● **DATA EXTRACT**:
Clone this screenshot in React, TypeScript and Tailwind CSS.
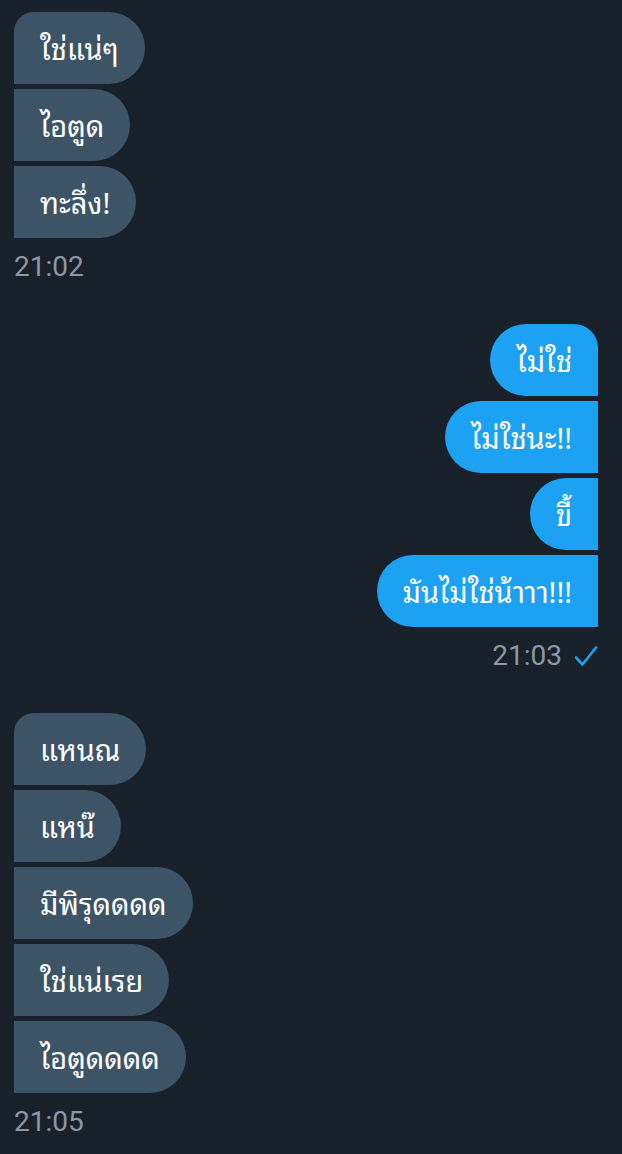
import React from "react";

type Group = {
  side: "left" | "right";
  messages: string[];
  time: string;
  read?: boolean;
};

const groups: Group[] = [
  { side: "left", messages: ["ใช่แน่ๆ", "ไอตูด", "ทะลึ่ง!"], time: "21:02" },
  { side: "right", messages: ["ไม่ใช่", "ไม่ใช่นะ!!", "ขี้", "มันไม่ใช่น้าาา!!!"], time: "21:03", read: true },
  { side: "left", messages: ["แหนณ", "แหน๊", "มีพิรุดดดด", "ใช่แน่เรย", "ไอตูดดดด"], time: "21:05" },
];

const bubbleShape = (side: "left" | "right", index: number) => {
  if (side === "left") {
    return index === 0 ? "rounded-r-[36px] rounded-tl-[20px]" : "rounded-r-[36px]";
  }
  return index === 0 ? "rounded-l-[36px] rounded-tr-[24px]" : "rounded-l-[36px]";
};

const Check = () => (
  <svg width="24" height="22" viewBox="0 0 24 22" fill="none" className="text-[#1da1f2]">
    <path d="M2 12.5 L8.5 19.5 L22 2.5" stroke="currentColor" strokeWidth="2.6" strokeLinecap="round" strokeLinejoin="round" />
  </svg>
);

const MessageGroup = ({ group, first }: { group: Group; first: boolean }) => {
  const isLeft = group.side === "left";
  return (
    <div className={`flex flex-col ${isLeft ? "items-start" : "items-end"} ${first ? "" : "mt-[41px]"}`}>
      <div className={`flex flex-col gap-[5px] ${isLeft ? "items-start" : "items-end"}`}>
        {group.messages.map((msg, i) => (
          <div
            key={i}
            className={`h-[72px] flex items-center px-[26px] text-[29px] text-white ${
              isLeft ? "bg-[#3d5466]" : "bg-[#1da1f2]"
            } ${bubbleShape(group.side, i)}`}
            style={{ fontFamily: '"Noto Sans Thai Looped", Loma, Garuda, Norasi, "Noto Sans Thai", Roboto, sans-serif' }}
          >
            {msg}
          </div>
        ))}
      </div>
      <div className="mt-[13px] h-[32px] flex items-center gap-[12px] text-[28px] leading-[32px] text-[#8b98a5]">
        <span>{group.time}</span>
        {group.read && <Check />}
      </div>
    </div>
  );
};

export default function App() {
  return (
    <div
      className="min-h-[1154px] w-[622px] bg-[#18202a] pt-[12px] pl-[14px] pr-[24px]"
      style={{ fontFamily: 'Roboto, "Noto Sans", sans-serif' }}
    >
      {groups.map((g, i) => (
        <MessageGroup key={i} group={g} first={i === 0} />
      ))}
    </div>
  );
}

● **WRITTEN EXERCISE**:
Reproduce the data above in full, exactly as it is, with the pictures left out.

● **RESULT**:
Clone this screenshot in React, TypeScript and Tailwind CSS.
import React from "react";

type Group = {
  side: "left" | "right";
  messages: string[];
  time: string;
  read?: boolean;
};

const groups: Group[] = [
  { side: "left", messages: ["ใช่แน่ๆ", "ไอตูด", "ทะลึ่ง!"], time: "21:02" },
  { side: "right", messages: ["ไม่ใช่", "ไม่ใช่นะ!!", "ขี้", "มันไม่ใช่น้าาา!!!"], time: "21:03", read: true },
  { side: "left", messages: ["แหนณ", "แหน๊", "มีพิรุดดดด", "ใช่แน่เรย", "ไอตูดดดด"], time: "21:05" },
];

const bubbleShape = (side: "left" | "right", index: number) => {
  if (side === "left") {
    return index === 0 ? "rounded-r-[36px] rounded-tl-[20px]" : "rounded-r-[36px]";
  }
  return index === 0 ? "rounded-l-[36px] rounded-tr-[24px]" : "rounded-l-[36px]";
};

const Check = () => (
  <svg width="24" height="22" viewBox="0 0 24 22" fill="none" className="text-[#1da1f2]">
    <path d="M2 12.5 L8.5 19.5 L22 2.5" stroke="currentColor" strokeWidth="2.6" strokeLinecap="round" strokeLinejoin="round" />
  </svg>
);

const MessageGroup = ({ group, first }: { group: Group; first: boolean }) => {
  const isLeft = group.side === "left";
  return (
    <div className={`flex flex-col ${isLeft ? "items-start" : "items-end"} ${first ? "" : "mt-[41px]"}`}>
      <div className={`flex flex-col gap-[5px] ${isLeft ? "items-start" : "items-end"}`}>
        {group.messages.map((msg, i) => (
          <div
            key={i}
            className={`h-[72px] flex items-center px-[26px] text-[29px] text-white ${
              isLeft ? "bg-[#3d5466]" : "bg-[#1da1f2]"
            } ${bubbleShape(group.side, i)}`}
            style={{ fontFamily: '"Noto Sans Thai Looped", Loma, Garuda, Norasi, "Noto Sans Thai", Roboto, sans-serif' }}
          >
            {msg}
          </div>
        ))}
      </div>
      <div className="mt-[13px] h-[32px] flex items-center gap-[12px] text-[28px] leading-[32px] text-[#8b98a5]">
        <span>{group.time}</span>
        {group.read && <Check />}
      </div>
    </div>
  );
};

export default function App() {
  return (
    <div
      className="min-h-[1154px] w-[622px] bg-[#18202a] pt-[12px] pl-[14px] pr-[24px]"
      style={{ fontFamily: 'Roboto, "Noto Sans", sans-serif' }}
    >
      {groups.map((g, i) => (
        <MessageGroup key={i} group={g} first={i === 0} />
      ))}
    </div>
  );
}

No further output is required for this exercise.